Sunday, 10 February 2013

Venus and Adonis: The Goddess of Love Not Loved

If I must describe the poem in three words, I will say, “So very beautiful.” It's actually really romantic and smart. Venus and Adonis is one of Shakespeare's narrative poems, along with Lucrece, which I hope to read pretty soon.

The plot is basely taken from an old Greek myth, about a young mortal man called Adonis, who drives Venus to intense dotage. She loves the boy very much, but unfortunately, the feeling is not mutual. Adonis thinks himself too young for love, and he doesn't even understand either the word or the feeling, leaving the goddess of love in great despair.

The story opens with Venus snatching Adonis away from his horse, then pins him down to earth, and showers him with kisses – against his will. She woos him, flatters him with words of love, while imprisons him with her arms so that he may not get away. Adonis is not moved. She then tells him that even Mars yields to her. The boy is still not interested.

And now Adonis with a lazy spright,
And with a heavy, dark, disliking eye,
His louring brows o’erwhelming his fair sight,
Like misty vapours when they blot the sky,
Souring his cheeks, cries, ’Fie! no more of love:
The sun doth burn my face; I must remove.’

He releases himself from Venus and walks towards his horse, which then runs away with his lover. Venus uses the chance to show him that love is something really strong that cannot and should not be resisted. The unlucky boy clearly doesn't agree. The goddess then faints, or pretends to faint, and Adonis tries his best to wake her up. There he kisses the goddess, giving her exactly what she wants of him. The goddess awakes and again kisses him. Hmm, so many kisses, too many perhaps, in this one poem.

Anyway, it doesn't mean that Adonis yields. He again states that he's going home and that he intends to go hunting with his friend the next day. Venus tries to stop him, knowing that he will be dead if he goes. But Adonis is adamant. He even tells Venus that all her sweet words are product of Lust instead of Love and the more she persuades the more he hates her.

’Call it not, love, for Love to heaven is fled,
Since sweating Lust on earth usurp’d his name;

The prophecy comes true. The next day, Venus tries to find Adonis and finds him dead, killed by a boar. She then prophesies the suffering that will come upon lovers, which is very, very sad, but beautiful at the same time.

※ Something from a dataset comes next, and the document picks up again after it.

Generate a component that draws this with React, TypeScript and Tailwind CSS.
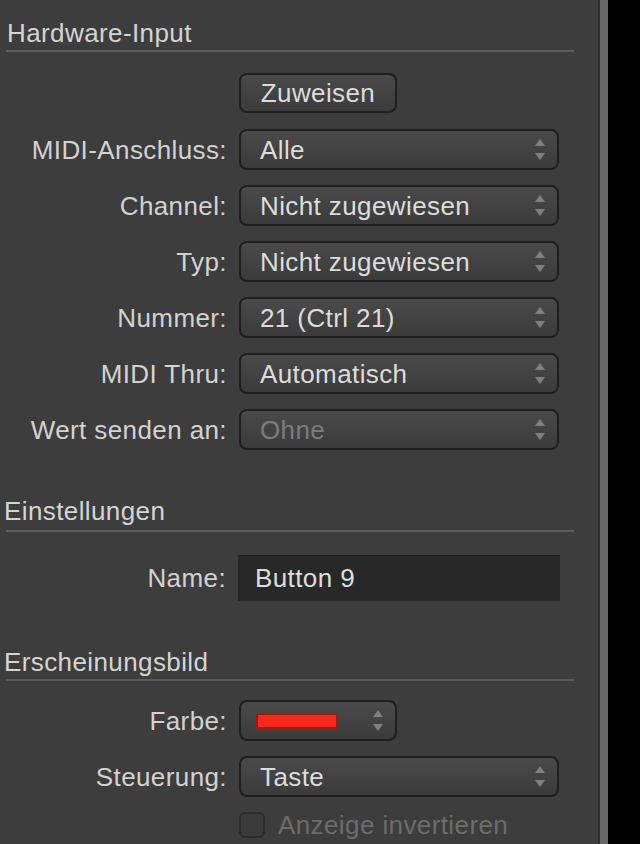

’It shall suspect where is no cause of fear;
It shall not fear where it should most mistrust;
It shall be merciful, and too severe,
And most deceiving when it seems most just;
Perverse it shall be, where it shows most toward,
Put fear to velour, courage to the coward.
’It shall be cause of war and dire events,
And set dissension twixt the son and sire;
Subject and servile to all discontents,
As dry combustious matter is to fire:
Sith in his prime Death doth my love destroy,
They that love best their love shall not enjoy.

As I said before, the poem is all about love. And, seeing that the heroine is the Goddess of Love herself, you would expect a lot of Lustful Love in it. I may as well say that this poem is a beautiful description of desire and lust, done by the Bard himself – William Shakespeare. Ooh, I will never get tired of his work.